It's no stretch for me to say that the 5Dmk2 was - to use an overused phrase - a game-changer to me and my business. This camera has allowed me to produce quality HD content in a way that I could not have imagined prior to 2009.

I'm both a still photographer and videographer - truly a "convergence" user if there ever was one! The 5Dmk2 was - and still is - a near perfect fit for what I do.

The Canon 5D Mark III - Evolutionary Refinement versus Game-changer Hype

Last night's announcement from Canon may have disappointed some. I think that a mistaken way to view the new Canon 5D Mark III.

The original iPhone released in 2007 was a game-changer. All subsequent iPhones were evolutionary refinements of an already remarkable device. Each iteration only served to make it better. So it is with the Canon 5D Mark III - it is an exquisite refinement of it's remarkable predecessor. It's not a game-changer. Nor should it be.

Some may have hoped that the Canon 5D Mark III would a C300 in a DSLR body. However, the C300 is purely a video camera. A great one at that. The Canon 5D Mark III is a completely different beast. It's a convergence tool - marrying possibly the best still full-frame sensor camera available with competent video features. The video features have been refined. Canon claims moire has been significantly reduced. That alone makes the upgrade worthwhile. Of course, as bad as moire is on the 5D Mark II, I never ever had a client point it out in any footage I shot for them. We artists and geeks tend to view things in a way most viewers do not. But I digress...

Good Video Becomes Better Video

Say what you will about H.264 compression on the Canon 5D Mark II and the lack of uncompressed HDMI output - it hasn't stopped feature films being shot with this camera (Act of Valor comes to mind). We've all managed to coerce 8-bit grunge into beautiful cinema whether for the big screen or for YouTube. I admit, though, that I wish it was better. Indeed, the Canon 5D Mark III gets us closer to better footage. Actually, that improvement started with Canon EOS-1DX and it evidently is now incorporated into the EOS-5D Mark III.
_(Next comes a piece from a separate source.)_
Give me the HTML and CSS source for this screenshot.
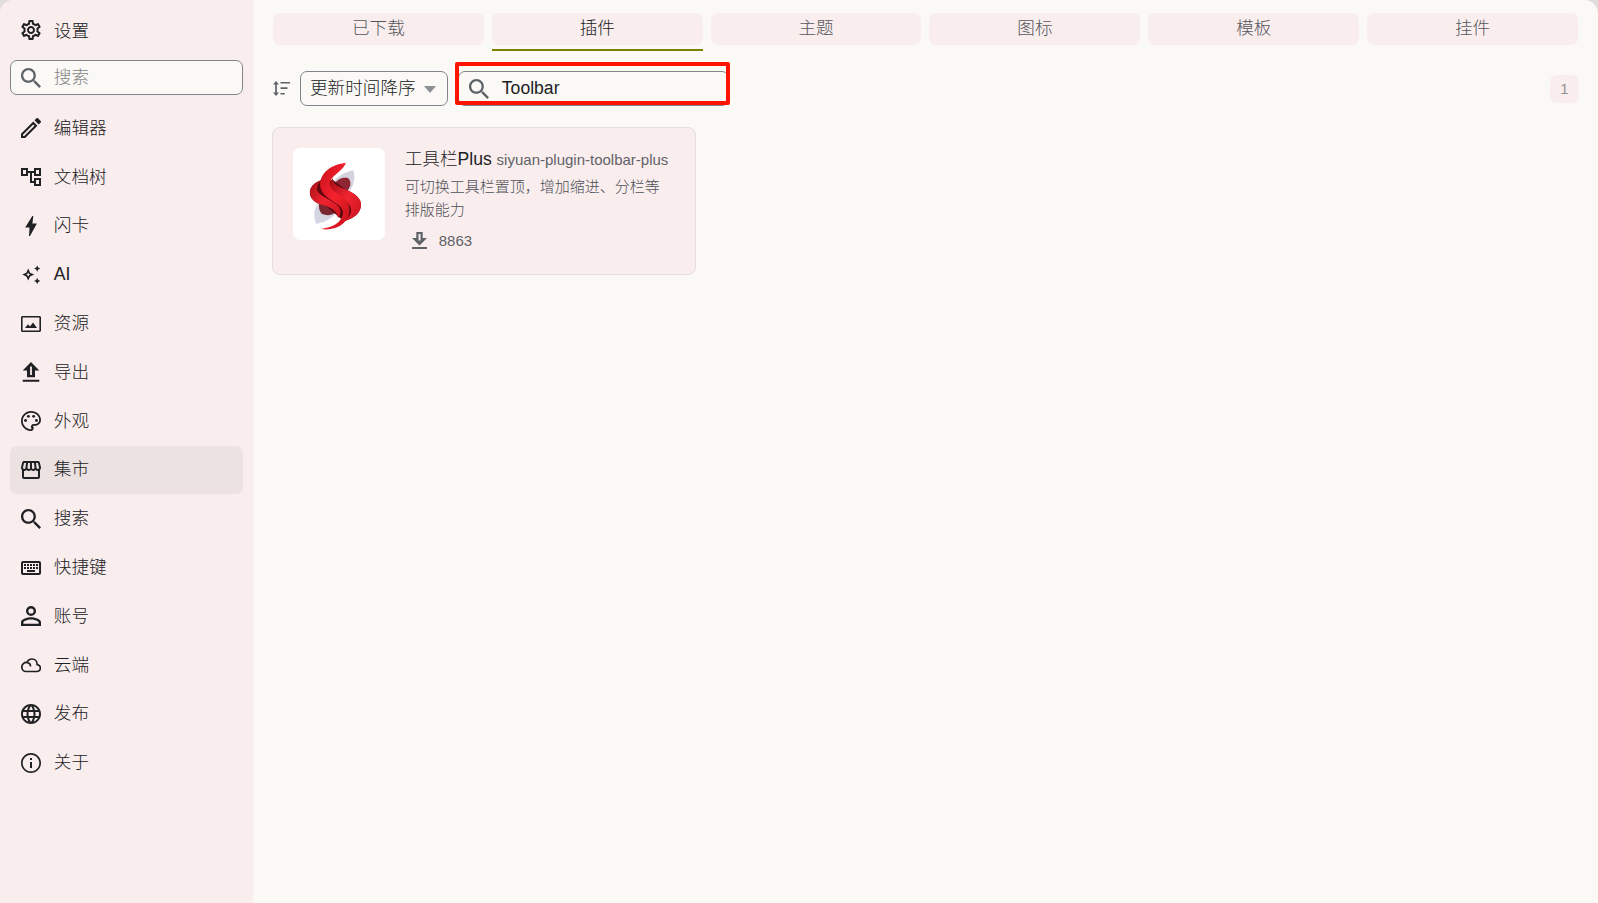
FILE: index.html
```html
<!DOCTYPE html>
<html lang="zh-CN">
<head>
  <meta charset="UTF-8">
  <meta name="viewport" content="width=device-width, initial-scale=1.0">
  <title>设置</title>
  <link rel="stylesheet" href="styles.css">
</head>
<body>
<div class="dialog">
  <aside class="sidebar">
    <div class="side-title">
      <svg class="icon" viewBox="2 2 20 20"><path d="M19.43 12.98c.04-.32.07-.64.07-.98 0-.34-.03-.66-.07-.98l2.11-1.65c.19-.15.24-.42.12-.64l-2-3.46c-.09-.16-.26-.25-.44-.25-.06 0-.12.01-.17.03l-2.49 1c-.52-.4-1.08-.73-1.69-.98l-.38-2.65C14.46 2.18 14.25 2 14 2h-4c-.25 0-.46.18-.49.42l-.38 2.65c-.61.25-1.17.59-1.69.98l-2.49-1c-.06-.02-.12-.03-.18-.03-.17 0-.34.09-.43.25l-2 3.46c-.13.22-.07.49.12.64l2.11 1.65c-.04.32-.07.65-.07.98 0 .33.03.66.07.98l-2.11 1.65c-.19.15-.24.42-.12.64l2 3.46c.09.16.26.25.44.25.06 0 .12-.01.17-.03l2.49-1c.52.4 1.08.73 1.69.98l.38 2.65c.03.24.24.42.49.42h4c.25 0 .46-.18.49-.42l.38-2.65c.61-.25 1.17-.59 1.69-.98l2.49 1c.06.02.12.03.18.03.17 0 .34-.09.43-.25l2-3.46c.12-.22.07-.49-.12-.64l-2.11-1.65zm-1.98-1.71c.04.31.05.52.05.73 0 .21-.02.43-.05.73l-.14 1.13.89.7 1.08.84-.7 1.21-1.27-.51-1.04-.42-.9.68c-.43.32-.84.56-1.25.73l-1.06.43-.16 1.13-.2 1.35h-1.4l-.19-1.35-.16-1.13-1.06-.43c-.43-.18-.83-.41-1.23-.71l-.91-.7-1.06.43-1.27.51-.7-1.21 1.08-.84.89-.7-.14-1.13c-.03-.31-.05-.54-.05-.74s.02-.43.05-.73l.14-1.13-.89-.7-1.08-.84.7-1.21 1.27.51 1.04.42.9-.68c.43-.32.84-.56 1.25-.73l1.06-.43.16-1.13.2-1.35h1.39l.19 1.35.16 1.13 1.06.43c.43.18.83.41 1.23.71l.91.7 1.06-.43 1.27-.51.7 1.21-1.07.85-.89.7.14 1.13zM12 8c-2.21 0-4 1.79-4 4s1.79 4 4 4 4-1.79 4-4-1.79-4-4-4zm0 6c-1.1 0-2-.9-2-2s.9-2 2-2 2 .9 2 2-.9 2-2 2z"/></svg>
      <span>设置</span>
    </div>
    <div class="search-box">
      <svg class="icon" viewBox="3 3 17.5 17.5"><path d="M15.5 14h-.79l-.28-.27C15.41 12.59 16 11.11 16 9.5 16 5.91 13.09 3 9.5 3S3 5.91 3 9.5 5.91 16 9.5 16c1.61 0 3.09-.59 4.23-1.57l.27.28v.79l5 4.99L20.49 19l-4.99-5zm-6 0C7.01 14 5 11.99 5 9.5S7.01 5 9.5 5 14 7.01 14 9.5 11.99 14 9.5 14z"/></svg>
      <span>搜索</span>
    </div>
    <ul class="menu">
      <li>
        <svg class="icon" viewBox="3 3 18 18"><path d="M3 17.25V21h3.75L17.81 9.94l-3.75-3.75L3 17.25zM5.92 19.3H4.8v-1.2l9.2-9.2 1.15 1.15-9.23 9.25zM20.71 5.63l-2.34-2.34c-.39-.39-1.02-.39-1.41 0l-1.83 1.83 3.75 3.75 1.83-1.83c.39-.39.39-1.02 0-1.41z"/></svg>
        <span>编辑器</span>
      </li>
      <li>
        <svg class="icon" viewBox="2 2 20 20"><path d="M22 11V3h-7v3H9V3H2v8h7V8h2v10h4v3h7v-8h-7v3h-2V8h2v3h7zM7 9H4V5h3v4zm10 6h3v4h-3v-4zm0-10h3v4h-3V5z"/></svg>
        <span>文档树</span>
      </li>
      <li>
        <svg class="icon" viewBox="2 2 20 20"><path d="M14.300 2h-1L6.200 13.500h4.300L10 22h1L17.900 9.600h-4.500z"/></svg>
        <span>闪卡</span>
      </li>
      <li>
        <svg class="icon" viewBox="0 0 20 20"><path fill-rule="evenodd" d="M7.200 3.600l1.900 4.100 4.100 1.900-4.100 1.900-1.900 4.100-1.900-4.100-4.100-1.900 4.100-1.900zm0 4l-.7 1.300-1.300.7 1.300.7.7 1.300.7-1.300 1.300-.7-1.300-.7zM16.200.4l1 2.200 2.200 1-2.200 1-1 2.200-1-2.200-2.200-1 2.200-1zM16.200 12.800l1 2.200 2.200 1-2.200 1-1 2.200-1-2.200-2.200-1 2.200-1z"/></svg>
        <span class="latin">AI</span>
      </li>
      <li>
        <svg class="icon" viewBox="0 0 20 20"><path fill-rule="evenodd" d="M18.500 2h-17C.7 2 0 2.700 0 3.500v13c0 .8.700 1.500 1.500 1.500h17c.8 0 1.500-.7 1.500-1.500v-13c0-.8-.7-1.500-1.500-1.500zm-.1 14.400H1.600V3.600h16.800zM4 14h12l-4-5.500-3 4-2-2.300z"/></svg>
        <span>资源</span>
      </li>
      <li>
        <svg class="icon" viewBox="0 0 20 20"><path fill-rule="evenodd" d="M6 15.200h8V8.500h4.300L10 0 1.700 8.500H6zM9.100 4.600h1.800v8.400H9.100zM1.700 17.700h16.600v2.100H1.700z"/></svg>
        <span>导出</span>
      </li>
      <li>
        <svg class="icon" viewBox="2.500 2.500 19 19"><path d="M12 21.500c-5.240 0-9.500-4.260-9.500-9.500S6.760 2.500 12 2.500s9.500 3.810 9.500 8.500c0 3.030-2.470 5.500-5.500 5.500h-1.500c-.5 0-.5.400-.4.700.9 1.500.3 4.300-2.100 4.300zM12 4.200c-4.300 0-7.800 3.500-7.800 7.800s3.500 7.800 7.800 7.800c.5 0 .6-.5.300-1-.9-1.800.2-4 2.200-4H16c2.100 0 3.800-1.700 3.800-3.800 0-3.750-3.500-6.800-7.800-6.800z"/><circle cx="6.800" cy="11.500" r="1.400"/><circle cx="9.500" cy="7.600" r="1.400"/><circle cx="14.500" cy="7.600" r="1.400"/><circle cx="17.200" cy="11.500" r="1.400"/></svg>
        <span>外观</span>
      </li>
      <li class="active">
        <svg class="icon" viewBox="2 2 20 20"><path d="M21.900 8.890l-1.050-4.370c-.22-.9-1-1.520-1.910-1.520H5.050c-.9 0-1.690.63-1.900 1.520L2.100 8.890c-.24 1.020-.02 2.060.62 2.880.08.11.19.19.28.290V19c0 1.100.9 2 2 2h14c1.100 0 2-.9 2-2v-6.940c.09-.09.2-.18.280-.28.640-.82.870-1.870.620-2.890zM18.910 4.990l1.050 4.370c.1.420.01.840-.25 1.170-.14.180-.44.470-.94.470-.61 0-1.140-.49-1.210-1.140L16.980 5l1.930-.01zM13 5h1.960l.54 4.520c.05.390-.07.780-.33 1.070-.22.260-.54.410-.95.410-.67 0-1.220-.59-1.220-1.310V5zM8.490 9.520L9.040 5H11v4.690c0 .72-.55 1.310-1.290 1.310-.34 0-.65-.15-.89-.41-.25-.29-.37-.68-.33-1.070zM4.040 9.360L5.050 5h1.970l-.58 4.860c-.08.650-.6 1.140-1.210 1.140-.49 0-.8-.29-.93-.47-.27-.32-.36-.75-.26-1.170zM5 19v-6.030c.08.010.15.030.23.030.87 0 1.660-.36 2.240-.95.6.600 1.400.95 2.310.95.870 0 1.650-.36 2.230-.93.590.570 1.390.930 2.290.930.840 0 1.640-.35 2.240-.95.580.590 1.370.950 2.240.950.080 0 .15-.02.230-.03V19H5z"/></svg>
        <span>集市</span>
      </li>
      <li>
        <svg class="icon" viewBox="3 3 17.5 17.5"><path d="M15.5 14h-.79l-.28-.27C15.41 12.59 16 11.11 16 9.5 16 5.91 13.09 3 9.5 3S3 5.91 3 9.5 5.91 16 9.5 16c1.61 0 3.09-.59 4.23-1.57l.27.28v.79l5 4.99L20.49 19l-4.99-5zm-6 0C7.01 14 5 11.99 5 9.5S7.01 5 9.5 5 14 7.01 14 9.5 11.99 14 9.5 14z"/></svg>
        <span>搜索</span>
      </li>
      <li>
        <svg class="icon" viewBox="2 2 20 20"><path d="M20 7v10H4V7h16m0-2H4c-1.100 0-2 .9-2 2v10c0 1.100.9 2 2 2h16c1.100 0 2-.9 2-2V7c0-1.100-.9-2-2-2zm-9 3h2v2h-2V8zm0 3h2v2h-2v-2zM8 8h2v2H8V8zm0 3h2v2H8v-2zm-3 0h2v2H5v-2zm0-3h2v2H5V8zm3 6h8v2H8v-2zm6-3h2v2h-2v-2zm0-3h2v2h-2V8zm3 3h2v2h-2v-2zm0-3h2v2h-2V8z"/></svg>
        <span>快捷键</span>
      </li>
      <li>
        <svg class="icon" viewBox="0 0 20 20"><path fill-rule="evenodd" d="M10 0a5 5 0 100 10 5 5 0 000-10zm0 2.400a2.600 2.600 0 110 5.200 2.600 2.600 0 010-5.200zM10 11.200c-3.300 0-10 1.600-10 5V20h20v-3.800c0-3.400-6.700-5-10-5zm7.600 6.500H2.400v-1.200c0-1 3.800-2.900 7.600-2.900s7.600 1.900 7.600 2.900z"/></svg>
        <span>账号</span>
      </li>
      <li>
        <svg class="icon line" viewBox="0 0 20 20"><path d="M5 16.500h10.800a3.400 3.400 0 00.4-6.800C16.200 6.300 14 4 11 4 8.600 4 6.800 5.200 6 7.500A4.500 4.500 0 00.8 12c0 2.600 1.800 4.500 4.200 4.500zM5.800 7.600c2 .1 3.700 1.600 3.700 3.900"/></svg>
        <span>云端</span>
      </li>
      <li>
        <svg class="icon" viewBox="2 2 20 20"><path d="M11.990 2C6.470 2 2 6.480 2 12s4.470 10 9.990 10C17.520 22 22 17.520 22 12S17.520 2 11.990 2zm6.930 6h-2.950c-.32-1.250-.78-2.450-1.380-3.560 1.840.63 3.370 1.910 4.330 3.560zM12 4.040c.83 1.200 1.480 2.530 1.910 3.960h-3.820c.43-1.430 1.080-2.760 1.910-3.960zM4.260 14C4.100 13.360 4 12.690 4 12s.1-1.360.26-2h3.380c-.08.66-.14 1.320-.14 2s.06 1.340.14 2H4.260zm.82 2h2.950c.32 1.250.78 2.450 1.380 3.560-1.840-.63-3.370-1.900-4.330-3.560zm2.950-8H5.080c.96-1.660 2.490-2.930 4.330-3.560C8.810 5.550 8.350 6.750 8.030 8zM12 19.960c-.83-1.200-1.480-2.530-1.910-3.960h3.820c-.43 1.430-1.080 2.760-1.910 3.960zM14.340 14H9.660c-.09-.66-.16-1.320-.16-2s.07-1.350.16-2h4.680c.09.65.16 1.320.16 2s-.07 1.340-.16 2zm.25 5.560c.6-1.110 1.060-2.310 1.380-3.560h2.950c-.96 1.650-2.490 2.930-4.330 3.560zM16.360 14c.08-.66.14-1.320.14-2s-.06-1.340-.14-2h3.380c.16.640.26 1.310.26 2s-.1 1.360-.26 2h-3.380z"/></svg>
        <span>发布</span>
      </li>
      <li>
        <svg class="icon" viewBox="2 2 20 20"><path d="M11 7h2v2h-2zm0 4h2v6h-2zm1-9C6.480 2 2 6.480 2 12s4.480 10 10 10 10-4.480 10-10S17.520 2 12 2zm0 18.300c-4.600 0-8.300-3.700-8.300-8.300S7.400 3.700 12 3.700s8.300 3.700 8.300 8.300-3.700 8.300-8.300 8.300z"/></svg>
        <span>关于</span>
      </li>
    </ul>
  </aside>

  <main class="content">
    <nav class="tabs">
      <div class="tab">已下载</div>
      <div class="tab current">插件</div>
      <div class="tab">主题</div>
      <div class="tab">图标</div>
      <div class="tab">模板</div>
      <div class="tab">挂件</div>
    </nav>

    <div class="toolbar">
      <svg class="sort-icon" viewBox="0 0 17 15"><path d="M2.200 3.600v7.800H0L3 15l3-3.600H3.900V3.600H6L3 0 0 3.600zM7.500.900H17v1.700H7.500zM7.500 6.300h7v1.700h-7zM7.500 11.900h4.200v1.700H7.500z"/></svg>
      <div class="select">
        <span>更新时间降序</span>
        <i class="arrow"></i>
      </div>
      <div class="keyword">
        <div class="search-box">
          <svg class="icon" viewBox="3 3 17.5 17.5"><path d="M15.5 14h-.79l-.28-.27C15.41 12.59 16 11.11 16 9.5 16 5.91 13.09 3 9.5 3S3 5.91 3 9.5 5.91 16 9.5 16c1.61 0 3.09-.59 4.23-1.57l.27.28v.79l5 4.99L20.49 19l-4.99-5zm-6 0C7.01 14 5 11.99 5 9.5S7.01 5 9.5 5 14 7.01 14 9.5 11.99 14 9.5 14z"/></svg>
          <span>Toolbar</span>
        </div>
        <div class="marker"></div>
      </div>
      <span class="counter">1</span>
    </div>

    <div class="card">
      <div class="logo">
        <svg viewBox="0 0 92 92">
          <defs>
            <linearGradient id="ribbon" x1="0" y1="0" x2="1" y2="1">
              <stop offset="0" stop-color="#c9101c"/>
              <stop offset=".5" stop-color="#f5222d"/>
              <stop offset="1" stop-color="#c20f1a"/>
            </linearGradient>
            <linearGradient id="side" x1="0" y1="0" x2="1" y2="1">
              <stop offset="0" stop-color="#a50d16"/>
              <stop offset=".5" stop-color="#f02430"/>
              <stop offset="1" stop-color="#c8141f"/>
            </linearGradient>
          </defs>
          <path fill="#d5d1dd" d="M38 38C43 28 51 25 60 22c3 7 1 16-5 23z"/>
          <path fill="#8d2632" d="M40 38c4-7 9-9 15-8 4 4 3 9-2 14z"/>
          <path fill="#d4d6e4" d="M26 54c-5 6-6 14-3 22 11-2 18-7 23-15z"/>
          <path fill="#7c2631" d="M27 52c-2 6-1 11 2 14 8 3 15 0 19-9z"/>
          <!-- shadow between the ribbons -->
          <path fill="#5e070c" d="M29 32c-8 2-13 8-12 14 1 7 8 10 16 12l14 12 5 3c9-3 15-8 16-15 0-8-6-13-15-16L40 32z"/>
          <!-- right lobe -->
          <path fill="url(#side)" d="M40 30c-1 6 6 9 14 12 9 4 15 9 14 16-1 8-7 12-16 15 7-7 8-12 3-18-6-6-17-10-18-17 0-3 1-6 3-8z"/>
          <!-- left lobe -->
          <path fill="url(#side)" d="M29 32c-8 2-13 8-12 14 1 7 8 10 16 12 8 3 11 6 12 12 4-5 3-10-2-14-8-6-19-9-19-15 0-4 2-7 5-9z"/>
          <!-- middle ribbon -->
          <path fill="url(#ribbon)" d="M53 15c-14 1-25 9-26 21 0 8 6 13 14 18 8 5 11 9 8 15-2 5-8 10-21 12 14 2 25-4 28-15 2-9-2-14-9-19-7-4-11-7-10-13 2-7 12-10 16-19z"/>
        </svg>
      </div>
      <div class="info">
        <div class="name">工具栏Plus <span>siyuan-plugin-toolbar-plus</span></div>
        <div class="desc">可切换工具栏置顶，增加缩进、分栏等排版能力</div>
        <div class="downloads">
          <svg viewBox="0 0 15 17"><path fill-rule="evenodd" d="M4.300 0h6.400v6H15l-7.500 7.500L0 6h4.300zm2.200 2v6.500h2V2zM0 15.100h15V17H0z"/></svg>
          <span>8863</span>
        </div>
      </div>
    </div>
  </main>
</div>
</body>
</html>
```

FILE: styles.css
```css
* {
  box-sizing: border-box;
}

body {
  margin: 0;
  height: 100vh;
  overflow: hidden;
  background: #e2dddd;
  color: #202124;
  font-family: "Liberation Sans", "Noto Sans CJK SC", sans-serif;
  font-size: 17.6px;
  font-weight: 300;
}

.dialog {
  display: flex;
  height: 100vh;
  border-radius: 14px 14px 0 0;
  background: #faf9f5;
  overflow: hidden;
}

.icon {
  width: 20px;
  height: 20px;
  flex-shrink: 0;
  fill: #202124;
}

.icon.line {
  fill: none;
  stroke: #202124;
  stroke-width: 1.7;
}

/* sidebar */
.sidebar {
  width: 253px;
  padding: 10px 10px 0;
  background: #faeded;
}

.side-title {
  display: flex;
  align-items: center;
  gap: 12.8px;
  height: 40px;
  padding-left: 11px;
}

.side-title span {
  margin-top: -2px;
}

.search-box {
  display: flex;
  align-items: center;
  gap: 12.8px;
  height: 35px;
  padding-left: 10px;
  border: 1px solid #80848a;
  border-radius: 7px;
  background: #faf9f5;
}

.search-box .icon {
  fill: #5f6368;
}

.sidebar .search-box {
  margin-top: 10px;
  color: #858585;
}

.sidebar .search-box span {
  margin-top: -4px;
}

.menu {
  list-style: none;
  margin: 9px 0 0;
  padding: 0;
}

.menu li {
  display: flex;
  align-items: center;
  gap: 12.8px;
  height: 48.8px;
  padding-left: 11px;
  border-radius: 7px;
}

.menu li span {
  margin-top: -4px;
}

.menu li .latin {
  margin-top: -1px;
}

.menu .active {
  background: #ece2e2;
}

/* content */
.content {
  flex: 1;
  padding: 13px 20px 0;
}

.tabs {
  display: flex;
  gap: 8px;
}

.tab {
  flex: 1;
  height: 32px;
  line-height: 31px;
  border-radius: 7px;
  background: #faeded;
  color: #54585d;
  text-align: center;
}

.tab.current {
  position: relative;
  color: #202124;
}

.tab.current::after {
  content: "";
  position: absolute;
  left: 0;
  right: 0;
  top: 36px;
  height: 2px;
  background: #808000;
}

.toolbar {
  display: flex;
  align-items: center;
  height: 35px;
  margin-top: 26px;
}

.sort-icon {
  width: 17px;
  height: 15px;
  fill: #5f6368;
}

.select {
  display: flex;
  align-items: center;
  justify-content: space-between;
  width: 148px;
  height: 35px;
  margin-left: 10px;
  padding: 0 11px 0 9px;
  border: 1px solid #80848a;
  border-radius: 7px;
}

.select span {
  margin-top: -4px;
}

.arrow {
  border: 6px solid transparent;
  border-top: 7px solid #8d9094;
  border-bottom: none;
  margin-top: 2px;
}

.keyword {
  position: relative;
  width: 271px;
  margin-left: 10px;
}

/* red frame over the keyword input */
.marker {
  position: absolute;
  left: -3px;
  top: -9px;
  width: 275px;
  height: 43px;
  border: 4px solid #ff1200;
  border-radius: 2px;
}

.counter {
  width: 29px;
  height: 28px;
  margin-left: auto;
  margin-right: -1px;
  border-radius: 7px;
  background: #faeded;
  color: #929292;
  font-size: 15px;
  line-height: 28px;
  text-align: center;
}

.card {
  display: flex;
  gap: 20px;
  width: 424px;
  height: 148px;
  margin: 21px 0 0 -1px;
  padding: 20px;
  border: 1px solid #e4dedc;
  border-radius: 8px;
  background: #faeded;
}

.logo {
  width: 92px;
  height: 92px;
  border-radius: 7px;
  background: #fff;
}

.info {
  width: 256px;
  margin-left: -0.3px;
  color: #5f6368;
  font-size: 15px;
}

.name {
  height: 27px;
  line-height: 22px;
  color: #202124;
  font-size: 17.6px;
  white-space: nowrap;
}

.name span {
  color: #5f6368;
  font-size: 15px;
}

.desc {
  width: 265px;
  line-height: 23px;
  color: #4d5156;
}

.downloads {
  display: flex;
  align-items: center;
  gap: 12px;
  margin-top: 11px;
  padding-left: 7px;
}

.downloads svg {
  width: 15px;
  height: 17px;
  fill: #5f6368;
}
```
While footage is still encapsulated in a H.264 wrapper, there are now two different compression methods available: ALL-I or IPB. Those scary acronyms mean you have a choice in quality.

According to Canon:

When shooting movies, the frames that are captured are usually split into key frames or Intra-Frames and predicted frames. These Intra-frames are used as reference frames to help with compression.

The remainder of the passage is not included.